Task — In the data below, locate each line with the word "styles" and list it.

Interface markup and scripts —
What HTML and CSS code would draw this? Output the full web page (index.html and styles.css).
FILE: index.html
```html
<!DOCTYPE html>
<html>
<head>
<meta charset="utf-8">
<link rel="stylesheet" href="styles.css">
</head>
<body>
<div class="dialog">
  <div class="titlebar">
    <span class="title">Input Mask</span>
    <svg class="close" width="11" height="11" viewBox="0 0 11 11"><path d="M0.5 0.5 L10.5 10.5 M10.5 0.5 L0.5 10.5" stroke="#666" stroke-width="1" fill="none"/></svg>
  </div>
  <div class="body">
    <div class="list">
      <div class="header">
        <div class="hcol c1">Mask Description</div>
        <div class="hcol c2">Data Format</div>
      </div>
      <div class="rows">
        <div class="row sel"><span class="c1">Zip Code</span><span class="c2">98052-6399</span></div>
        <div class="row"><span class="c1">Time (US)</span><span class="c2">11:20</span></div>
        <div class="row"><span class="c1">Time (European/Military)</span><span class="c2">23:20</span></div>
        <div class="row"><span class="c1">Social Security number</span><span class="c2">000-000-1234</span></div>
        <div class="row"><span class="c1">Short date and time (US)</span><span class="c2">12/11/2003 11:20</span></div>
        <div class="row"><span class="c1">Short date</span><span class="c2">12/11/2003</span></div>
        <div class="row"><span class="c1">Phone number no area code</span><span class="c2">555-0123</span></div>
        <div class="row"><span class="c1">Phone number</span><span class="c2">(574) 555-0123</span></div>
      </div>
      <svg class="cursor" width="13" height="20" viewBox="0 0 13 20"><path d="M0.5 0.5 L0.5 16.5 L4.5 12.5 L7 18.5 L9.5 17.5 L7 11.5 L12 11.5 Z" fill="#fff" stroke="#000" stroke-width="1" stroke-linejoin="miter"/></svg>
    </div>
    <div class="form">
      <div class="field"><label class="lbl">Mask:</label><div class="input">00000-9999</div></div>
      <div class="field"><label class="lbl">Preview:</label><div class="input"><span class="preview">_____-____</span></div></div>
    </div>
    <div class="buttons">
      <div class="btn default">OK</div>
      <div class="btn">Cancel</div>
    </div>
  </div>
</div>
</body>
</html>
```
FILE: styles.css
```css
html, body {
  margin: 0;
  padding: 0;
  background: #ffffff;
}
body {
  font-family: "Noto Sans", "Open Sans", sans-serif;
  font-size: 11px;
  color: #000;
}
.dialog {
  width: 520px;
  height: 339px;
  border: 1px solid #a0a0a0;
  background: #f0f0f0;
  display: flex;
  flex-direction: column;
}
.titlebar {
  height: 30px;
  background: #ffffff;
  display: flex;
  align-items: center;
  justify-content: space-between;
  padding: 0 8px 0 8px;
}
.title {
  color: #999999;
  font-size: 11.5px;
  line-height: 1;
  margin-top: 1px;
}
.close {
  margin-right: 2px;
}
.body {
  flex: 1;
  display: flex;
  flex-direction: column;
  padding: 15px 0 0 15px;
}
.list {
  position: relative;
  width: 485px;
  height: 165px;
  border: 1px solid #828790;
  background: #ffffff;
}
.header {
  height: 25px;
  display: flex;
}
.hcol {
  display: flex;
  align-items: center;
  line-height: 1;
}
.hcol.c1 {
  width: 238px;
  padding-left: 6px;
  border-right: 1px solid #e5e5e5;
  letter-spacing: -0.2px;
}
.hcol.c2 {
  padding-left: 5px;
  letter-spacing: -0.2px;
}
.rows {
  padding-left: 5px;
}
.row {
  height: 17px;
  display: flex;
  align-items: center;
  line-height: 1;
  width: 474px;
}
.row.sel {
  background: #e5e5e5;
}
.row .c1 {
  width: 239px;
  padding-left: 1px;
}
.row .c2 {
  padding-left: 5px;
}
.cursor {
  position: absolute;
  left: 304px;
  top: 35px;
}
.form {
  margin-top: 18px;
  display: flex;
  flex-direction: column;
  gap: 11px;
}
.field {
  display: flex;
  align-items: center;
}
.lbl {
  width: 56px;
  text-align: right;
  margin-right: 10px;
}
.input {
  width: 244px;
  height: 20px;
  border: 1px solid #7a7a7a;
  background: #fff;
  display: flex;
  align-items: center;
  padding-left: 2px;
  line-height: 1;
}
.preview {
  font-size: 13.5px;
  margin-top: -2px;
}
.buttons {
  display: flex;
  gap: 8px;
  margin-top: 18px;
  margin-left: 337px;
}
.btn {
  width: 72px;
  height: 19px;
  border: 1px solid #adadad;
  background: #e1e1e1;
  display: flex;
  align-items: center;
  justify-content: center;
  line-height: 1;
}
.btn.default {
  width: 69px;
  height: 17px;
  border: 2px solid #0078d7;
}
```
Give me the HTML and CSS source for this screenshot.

Exercise output —
What HTML and CSS code would draw this? Output the full web page (index.html and styles.css).
<link rel="stylesheet" href="styles.css">
FILE: styles.css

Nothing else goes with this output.